TASK DIRECTIONS
Copy exactly the lines from the start of the material through the line with "const CIRCUMFERENCE = 2 * Math.PI * RADIUS;". Pictures stay out of the copy.
--- Start DATA EXTRACT ---
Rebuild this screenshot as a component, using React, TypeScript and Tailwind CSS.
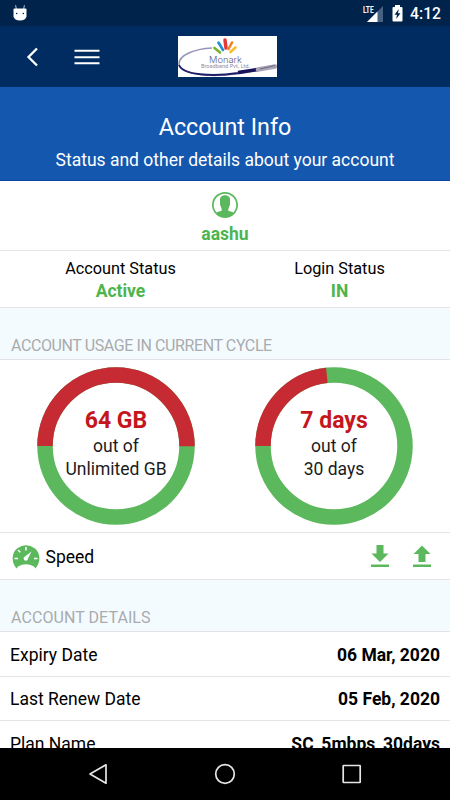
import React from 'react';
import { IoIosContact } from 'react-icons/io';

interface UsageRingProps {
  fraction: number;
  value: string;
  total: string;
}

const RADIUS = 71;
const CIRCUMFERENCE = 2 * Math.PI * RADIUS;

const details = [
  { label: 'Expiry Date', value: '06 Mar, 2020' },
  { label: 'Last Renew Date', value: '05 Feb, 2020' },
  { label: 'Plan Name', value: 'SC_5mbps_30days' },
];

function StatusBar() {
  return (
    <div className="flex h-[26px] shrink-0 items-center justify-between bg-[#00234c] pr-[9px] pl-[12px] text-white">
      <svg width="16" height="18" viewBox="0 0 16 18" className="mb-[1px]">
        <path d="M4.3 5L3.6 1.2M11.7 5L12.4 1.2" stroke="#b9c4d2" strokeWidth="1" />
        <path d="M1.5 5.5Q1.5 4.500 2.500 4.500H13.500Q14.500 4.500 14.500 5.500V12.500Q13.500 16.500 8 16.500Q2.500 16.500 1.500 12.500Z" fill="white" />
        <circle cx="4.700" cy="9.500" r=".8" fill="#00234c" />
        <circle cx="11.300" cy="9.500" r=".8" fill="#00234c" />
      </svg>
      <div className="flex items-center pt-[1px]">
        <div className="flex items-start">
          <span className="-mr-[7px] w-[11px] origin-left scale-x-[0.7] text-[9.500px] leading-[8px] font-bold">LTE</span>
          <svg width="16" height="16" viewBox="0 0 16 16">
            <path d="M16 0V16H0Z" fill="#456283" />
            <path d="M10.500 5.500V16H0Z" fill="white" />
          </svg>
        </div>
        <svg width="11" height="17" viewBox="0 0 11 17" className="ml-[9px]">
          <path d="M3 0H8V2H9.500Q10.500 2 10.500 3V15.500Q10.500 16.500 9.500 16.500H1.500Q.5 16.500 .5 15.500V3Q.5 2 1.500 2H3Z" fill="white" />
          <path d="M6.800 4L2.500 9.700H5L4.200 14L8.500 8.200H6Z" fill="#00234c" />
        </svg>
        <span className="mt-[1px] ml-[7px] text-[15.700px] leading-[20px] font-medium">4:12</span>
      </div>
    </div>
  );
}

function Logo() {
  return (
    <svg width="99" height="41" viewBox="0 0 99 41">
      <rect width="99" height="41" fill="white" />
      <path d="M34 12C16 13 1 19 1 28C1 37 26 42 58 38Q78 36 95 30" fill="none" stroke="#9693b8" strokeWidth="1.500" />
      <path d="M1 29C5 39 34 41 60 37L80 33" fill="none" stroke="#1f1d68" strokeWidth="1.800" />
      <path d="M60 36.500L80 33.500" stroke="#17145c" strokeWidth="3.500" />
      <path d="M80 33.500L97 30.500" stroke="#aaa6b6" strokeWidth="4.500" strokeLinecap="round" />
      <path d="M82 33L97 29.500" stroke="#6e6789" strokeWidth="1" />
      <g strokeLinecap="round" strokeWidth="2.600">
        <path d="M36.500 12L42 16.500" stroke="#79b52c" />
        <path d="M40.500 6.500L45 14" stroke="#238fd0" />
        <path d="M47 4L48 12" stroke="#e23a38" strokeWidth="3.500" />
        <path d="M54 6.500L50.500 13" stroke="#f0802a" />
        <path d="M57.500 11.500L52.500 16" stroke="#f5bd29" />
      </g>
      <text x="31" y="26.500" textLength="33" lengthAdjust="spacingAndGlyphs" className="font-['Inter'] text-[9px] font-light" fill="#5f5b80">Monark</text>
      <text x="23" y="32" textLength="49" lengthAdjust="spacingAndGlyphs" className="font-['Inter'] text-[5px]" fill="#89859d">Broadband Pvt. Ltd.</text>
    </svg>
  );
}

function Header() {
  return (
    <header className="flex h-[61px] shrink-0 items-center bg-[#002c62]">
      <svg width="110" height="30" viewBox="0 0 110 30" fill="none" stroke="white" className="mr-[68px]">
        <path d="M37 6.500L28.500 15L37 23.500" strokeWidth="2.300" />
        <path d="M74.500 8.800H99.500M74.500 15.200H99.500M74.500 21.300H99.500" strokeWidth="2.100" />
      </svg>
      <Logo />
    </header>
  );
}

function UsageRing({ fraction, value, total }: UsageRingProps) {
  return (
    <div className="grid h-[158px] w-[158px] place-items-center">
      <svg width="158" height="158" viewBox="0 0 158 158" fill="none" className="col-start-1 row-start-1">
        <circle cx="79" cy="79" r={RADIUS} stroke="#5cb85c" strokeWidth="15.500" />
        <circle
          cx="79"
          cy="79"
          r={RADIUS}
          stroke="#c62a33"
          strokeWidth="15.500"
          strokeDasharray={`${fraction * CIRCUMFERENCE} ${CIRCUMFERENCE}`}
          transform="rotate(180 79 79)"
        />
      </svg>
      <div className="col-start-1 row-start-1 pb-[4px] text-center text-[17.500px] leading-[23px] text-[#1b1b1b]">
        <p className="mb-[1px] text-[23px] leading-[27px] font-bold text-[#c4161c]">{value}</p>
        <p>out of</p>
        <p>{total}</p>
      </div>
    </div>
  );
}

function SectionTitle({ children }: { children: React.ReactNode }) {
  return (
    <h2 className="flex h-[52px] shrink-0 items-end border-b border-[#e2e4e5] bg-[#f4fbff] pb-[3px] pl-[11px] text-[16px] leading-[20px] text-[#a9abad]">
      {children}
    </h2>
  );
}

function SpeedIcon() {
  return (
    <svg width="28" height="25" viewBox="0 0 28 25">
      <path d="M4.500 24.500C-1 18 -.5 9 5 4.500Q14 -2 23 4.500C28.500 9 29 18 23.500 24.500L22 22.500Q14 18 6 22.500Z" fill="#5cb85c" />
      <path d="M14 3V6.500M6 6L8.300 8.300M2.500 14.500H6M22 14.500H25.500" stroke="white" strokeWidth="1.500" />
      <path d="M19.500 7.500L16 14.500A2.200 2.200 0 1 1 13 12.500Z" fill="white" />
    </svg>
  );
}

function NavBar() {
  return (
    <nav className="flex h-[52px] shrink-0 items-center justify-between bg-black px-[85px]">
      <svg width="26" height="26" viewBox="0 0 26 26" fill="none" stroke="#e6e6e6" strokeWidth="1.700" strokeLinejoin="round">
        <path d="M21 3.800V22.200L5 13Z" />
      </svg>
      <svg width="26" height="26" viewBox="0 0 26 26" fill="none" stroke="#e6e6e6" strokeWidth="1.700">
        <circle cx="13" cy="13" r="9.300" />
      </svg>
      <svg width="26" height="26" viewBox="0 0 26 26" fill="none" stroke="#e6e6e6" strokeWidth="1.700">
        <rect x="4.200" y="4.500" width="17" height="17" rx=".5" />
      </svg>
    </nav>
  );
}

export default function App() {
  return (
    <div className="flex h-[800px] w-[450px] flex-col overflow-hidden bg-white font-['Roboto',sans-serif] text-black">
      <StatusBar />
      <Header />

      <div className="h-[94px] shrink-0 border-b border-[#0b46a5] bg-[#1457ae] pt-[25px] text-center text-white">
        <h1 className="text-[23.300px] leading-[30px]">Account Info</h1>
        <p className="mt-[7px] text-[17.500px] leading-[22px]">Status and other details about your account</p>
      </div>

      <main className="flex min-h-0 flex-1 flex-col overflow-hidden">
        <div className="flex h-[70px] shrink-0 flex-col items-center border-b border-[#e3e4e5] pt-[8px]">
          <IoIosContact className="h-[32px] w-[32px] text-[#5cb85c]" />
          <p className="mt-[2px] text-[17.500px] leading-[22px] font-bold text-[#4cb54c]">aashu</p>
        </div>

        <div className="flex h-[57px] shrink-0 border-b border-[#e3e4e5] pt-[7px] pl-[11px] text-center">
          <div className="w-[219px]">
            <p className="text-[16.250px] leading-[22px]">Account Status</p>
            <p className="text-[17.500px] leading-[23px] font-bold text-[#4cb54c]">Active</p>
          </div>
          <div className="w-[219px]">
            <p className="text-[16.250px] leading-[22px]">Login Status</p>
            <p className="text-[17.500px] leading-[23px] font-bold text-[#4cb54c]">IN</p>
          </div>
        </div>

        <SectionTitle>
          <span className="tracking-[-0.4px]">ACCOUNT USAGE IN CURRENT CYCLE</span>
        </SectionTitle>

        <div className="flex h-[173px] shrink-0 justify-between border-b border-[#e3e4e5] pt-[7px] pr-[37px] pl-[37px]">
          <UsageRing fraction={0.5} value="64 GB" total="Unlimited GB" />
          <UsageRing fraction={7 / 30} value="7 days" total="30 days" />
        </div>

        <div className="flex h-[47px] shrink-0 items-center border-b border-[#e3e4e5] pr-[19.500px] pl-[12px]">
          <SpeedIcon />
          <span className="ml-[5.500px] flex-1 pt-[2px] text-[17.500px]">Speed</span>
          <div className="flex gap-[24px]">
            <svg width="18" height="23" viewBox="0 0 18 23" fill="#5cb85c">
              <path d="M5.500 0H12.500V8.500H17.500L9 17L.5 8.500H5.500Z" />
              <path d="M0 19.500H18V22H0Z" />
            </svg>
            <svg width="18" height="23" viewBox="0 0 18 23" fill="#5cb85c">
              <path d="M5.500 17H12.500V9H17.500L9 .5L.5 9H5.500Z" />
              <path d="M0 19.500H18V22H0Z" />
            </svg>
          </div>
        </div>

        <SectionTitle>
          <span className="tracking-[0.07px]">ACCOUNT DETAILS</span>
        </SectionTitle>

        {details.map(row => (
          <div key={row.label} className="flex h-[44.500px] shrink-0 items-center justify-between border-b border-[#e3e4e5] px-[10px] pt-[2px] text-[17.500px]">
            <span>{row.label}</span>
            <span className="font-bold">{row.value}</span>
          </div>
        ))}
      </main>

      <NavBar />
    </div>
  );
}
--- End DATA EXTRACT ---
FULL ANSWER
Rebuild this screenshot as a component, using React, TypeScript and Tailwind CSS.
import React from 'react';
import { IoIosContact } from 'react-icons/io';

interface UsageRingProps {
  fraction: number;
  value: string;
  total: string;
}

const RADIUS = 71;
const CIRCUMFERENCE = 2 * Math.PI * RADIUS;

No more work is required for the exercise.